## start INFORMATION SUPPLIED

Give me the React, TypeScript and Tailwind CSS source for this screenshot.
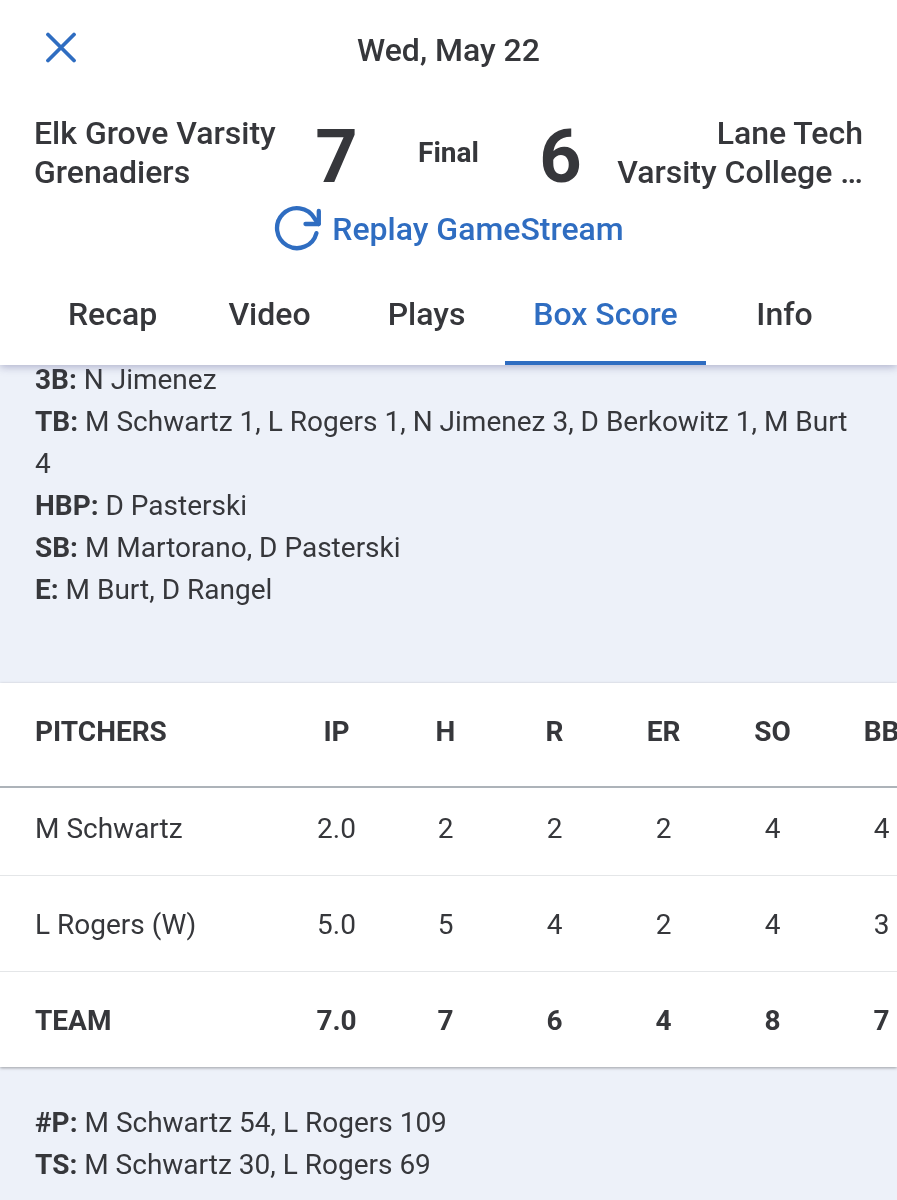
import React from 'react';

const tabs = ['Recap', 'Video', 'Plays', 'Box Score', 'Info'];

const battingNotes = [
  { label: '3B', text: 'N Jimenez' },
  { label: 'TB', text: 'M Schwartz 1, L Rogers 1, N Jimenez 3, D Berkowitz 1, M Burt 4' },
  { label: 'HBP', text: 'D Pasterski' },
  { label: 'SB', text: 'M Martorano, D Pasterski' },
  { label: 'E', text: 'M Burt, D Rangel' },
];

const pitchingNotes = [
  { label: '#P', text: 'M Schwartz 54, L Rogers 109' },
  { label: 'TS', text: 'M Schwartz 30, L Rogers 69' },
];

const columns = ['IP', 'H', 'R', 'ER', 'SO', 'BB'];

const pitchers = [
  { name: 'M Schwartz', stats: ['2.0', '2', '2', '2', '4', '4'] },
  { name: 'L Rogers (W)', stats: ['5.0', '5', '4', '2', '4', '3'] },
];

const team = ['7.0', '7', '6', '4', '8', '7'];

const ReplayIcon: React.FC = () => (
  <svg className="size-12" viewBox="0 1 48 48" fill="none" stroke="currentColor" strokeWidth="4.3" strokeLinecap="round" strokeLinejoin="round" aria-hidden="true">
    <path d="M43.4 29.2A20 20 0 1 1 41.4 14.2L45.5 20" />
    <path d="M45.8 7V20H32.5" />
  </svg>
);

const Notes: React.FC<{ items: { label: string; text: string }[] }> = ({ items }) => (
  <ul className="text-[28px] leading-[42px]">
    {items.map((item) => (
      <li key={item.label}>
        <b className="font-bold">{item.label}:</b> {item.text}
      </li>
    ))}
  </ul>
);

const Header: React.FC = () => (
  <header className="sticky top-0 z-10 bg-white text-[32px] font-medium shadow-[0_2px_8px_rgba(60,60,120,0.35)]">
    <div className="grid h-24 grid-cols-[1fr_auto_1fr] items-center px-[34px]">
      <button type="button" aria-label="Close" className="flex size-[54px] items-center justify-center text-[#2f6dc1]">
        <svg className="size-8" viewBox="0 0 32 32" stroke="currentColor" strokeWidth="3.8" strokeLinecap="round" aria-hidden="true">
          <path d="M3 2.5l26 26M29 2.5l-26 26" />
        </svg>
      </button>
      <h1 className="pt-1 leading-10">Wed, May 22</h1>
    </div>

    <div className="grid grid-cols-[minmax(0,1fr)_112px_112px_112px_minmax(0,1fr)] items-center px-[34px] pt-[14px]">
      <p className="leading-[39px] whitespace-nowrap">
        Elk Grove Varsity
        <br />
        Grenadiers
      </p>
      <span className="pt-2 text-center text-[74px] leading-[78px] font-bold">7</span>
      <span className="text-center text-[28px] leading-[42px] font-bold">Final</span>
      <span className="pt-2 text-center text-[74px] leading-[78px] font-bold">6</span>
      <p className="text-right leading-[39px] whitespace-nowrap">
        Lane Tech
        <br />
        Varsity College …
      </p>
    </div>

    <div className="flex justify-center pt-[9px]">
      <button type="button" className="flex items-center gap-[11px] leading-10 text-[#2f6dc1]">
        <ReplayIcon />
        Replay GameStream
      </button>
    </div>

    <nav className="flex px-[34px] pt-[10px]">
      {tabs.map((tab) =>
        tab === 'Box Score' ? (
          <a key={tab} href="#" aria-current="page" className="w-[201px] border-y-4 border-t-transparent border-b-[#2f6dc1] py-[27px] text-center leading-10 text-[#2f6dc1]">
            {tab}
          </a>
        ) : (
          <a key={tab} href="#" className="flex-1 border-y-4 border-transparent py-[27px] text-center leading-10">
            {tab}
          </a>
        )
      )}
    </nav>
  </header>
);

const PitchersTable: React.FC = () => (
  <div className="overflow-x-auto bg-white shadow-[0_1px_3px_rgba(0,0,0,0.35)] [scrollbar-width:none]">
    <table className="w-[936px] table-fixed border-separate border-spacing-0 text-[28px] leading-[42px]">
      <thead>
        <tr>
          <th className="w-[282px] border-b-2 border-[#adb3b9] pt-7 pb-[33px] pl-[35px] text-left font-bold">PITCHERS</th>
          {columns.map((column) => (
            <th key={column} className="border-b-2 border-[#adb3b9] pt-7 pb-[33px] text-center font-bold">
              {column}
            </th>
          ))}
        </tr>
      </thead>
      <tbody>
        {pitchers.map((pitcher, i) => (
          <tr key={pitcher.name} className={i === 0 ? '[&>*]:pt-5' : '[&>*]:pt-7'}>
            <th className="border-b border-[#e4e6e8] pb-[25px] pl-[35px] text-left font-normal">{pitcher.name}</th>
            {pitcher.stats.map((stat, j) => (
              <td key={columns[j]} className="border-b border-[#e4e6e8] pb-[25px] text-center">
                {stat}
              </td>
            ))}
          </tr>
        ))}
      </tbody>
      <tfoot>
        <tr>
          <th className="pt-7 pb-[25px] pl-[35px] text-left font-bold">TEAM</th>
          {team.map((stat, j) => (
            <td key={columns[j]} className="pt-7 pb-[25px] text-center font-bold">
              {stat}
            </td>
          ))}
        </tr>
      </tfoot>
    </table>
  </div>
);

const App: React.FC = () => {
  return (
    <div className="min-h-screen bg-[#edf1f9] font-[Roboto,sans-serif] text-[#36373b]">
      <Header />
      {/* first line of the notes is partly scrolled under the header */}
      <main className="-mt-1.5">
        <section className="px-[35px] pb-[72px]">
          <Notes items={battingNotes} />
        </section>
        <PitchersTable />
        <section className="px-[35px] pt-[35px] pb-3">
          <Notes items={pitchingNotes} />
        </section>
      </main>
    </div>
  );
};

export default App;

## end INFORMATION SUPPLIED

Go from the first line of the data above to the line containing "const tabs = ['Recap', 'Video', 'Plays', 'Box" and retype exactly those lines, both included, but none of the pictures.

Give me the React, TypeScript and Tailwind CSS source for this screenshot.
import React from 'react';

const tabs = ['Recap', 'Video', 'Plays', 'Box Score', 'Info'];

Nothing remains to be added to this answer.